In questa logica, vi è anche un problema più ampio, ed è la crescente militarizzazione del Mediterraneo. In questo contesto, spiega come la crisi libica fosse indicativa di “trend più ampi molto significativi. Il Mediterraneo sta diventando sempre più l’arena di competizione tra vecchie e nuove potenze globali: Stati Uniti, Cina, Russia, Turchia, paesi del Golfo, e via discorrendo. Inoltre, le crisi libiche e siriane suggeriscono che – con gli americani sempre più inclini ad abdicare al loro ruolo di poliziotto globale, in particolare nel Mediterraneo – gli attori impegnati nel bacino vedono sempre di più lo strumento militare in termini clausewitziani, cioè di strumento per continuare la politica con altri mezzi… Per l’Italia, questa dinamica è estremamente preoccupante e l’intero spettro politico dovrebbe quantomeno iniziare un dibattito aperto, franco e pubblico su come vorrebbe affrontare questi sviluppi.”

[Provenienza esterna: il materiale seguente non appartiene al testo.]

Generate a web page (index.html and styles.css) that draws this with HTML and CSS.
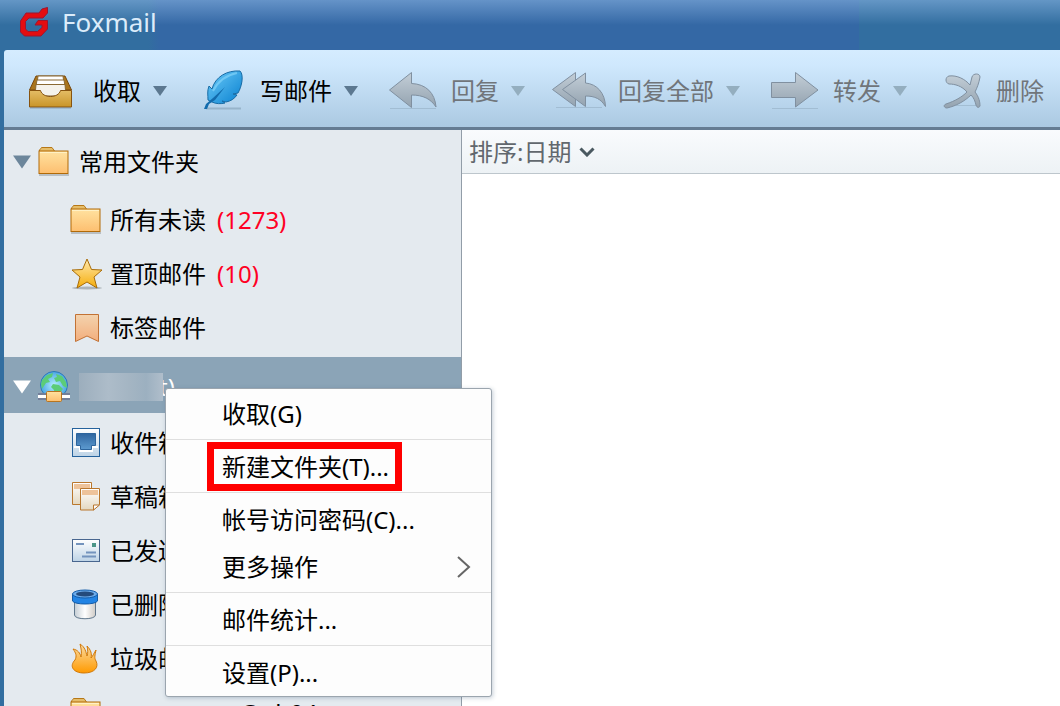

Ci sono dei fattori strutturali che spiegano perché l’Italia può soffrire in un contesto del genere: “Uno dei motivi per cui l’Italia ha certamente scontato delle difficoltà oggettive nel muoversi in Libia negli ultimi mesi è legata ad alcune caratteristiche peculiari della propria politica estera storica rispetto all’uso della forza. Ad esempio, la centralità delle organizzazioni e del diritto internazionale per la politica estera italiana ha fatto si che l’Italia prendesse sul serio l’embargo Onu sulle armi in Libia, probabilmente uno dei pochi paesi nell’area a farlo. Al tempo stesso, la richiesta di aiuto militare del Gna è caduta nel vuoto perché l’Italia non vuole impegnarsi in contesti di questo tipo, soprattutto in uno scenario storicamente sensibile come la Libia. Ad ogni modo, il contesto mediterraneo sta cambiando, la militarizzazione dei conflitti politici diventa sempre più marcata, la competizione tra le grandi potenze pure, e la Libia ne è la prova più eclatante.… La crisi libica sta dimostrando che senza una capacità militare, non di tipo offensivo e aggressivo ma di supporto ad attori legittimi che eventualmente lo reclamino, e soprattutto la relativa volontà di utilizzarla qualora le condizioni lo richiedano, il rischio di irrilevanza in uno scenario sempre più militarizzato come quello del Mediterraneo venturo è enorme.“
In questa logica, aggiungevo che “per un paese come l’Italia, che del Mediterraneo abbraccia tutti i suoi sub-quadranti regionali, significa essere particolarmente esposto in uno scenario in cui sarà sempre più difficile supportare una qualsiasi voglia equidistanza.“
La totale esclusione italiana, e più generale, europea, dalla definizione di tali dinamiche dimostra come ci sia quello che potremmo definire uno smottamento geopolitico storico nel Mediterraneo, con i turchi che stanno tornando a giocare il ruolo che avevano perso con il collasso dell’Impero Ottomano, in un Mediterraneo sempre più multipolare, militarizzato e a geometrie variabili. Il rischio di una crescente marginalità geopolitica italiana non è mai stato così grande.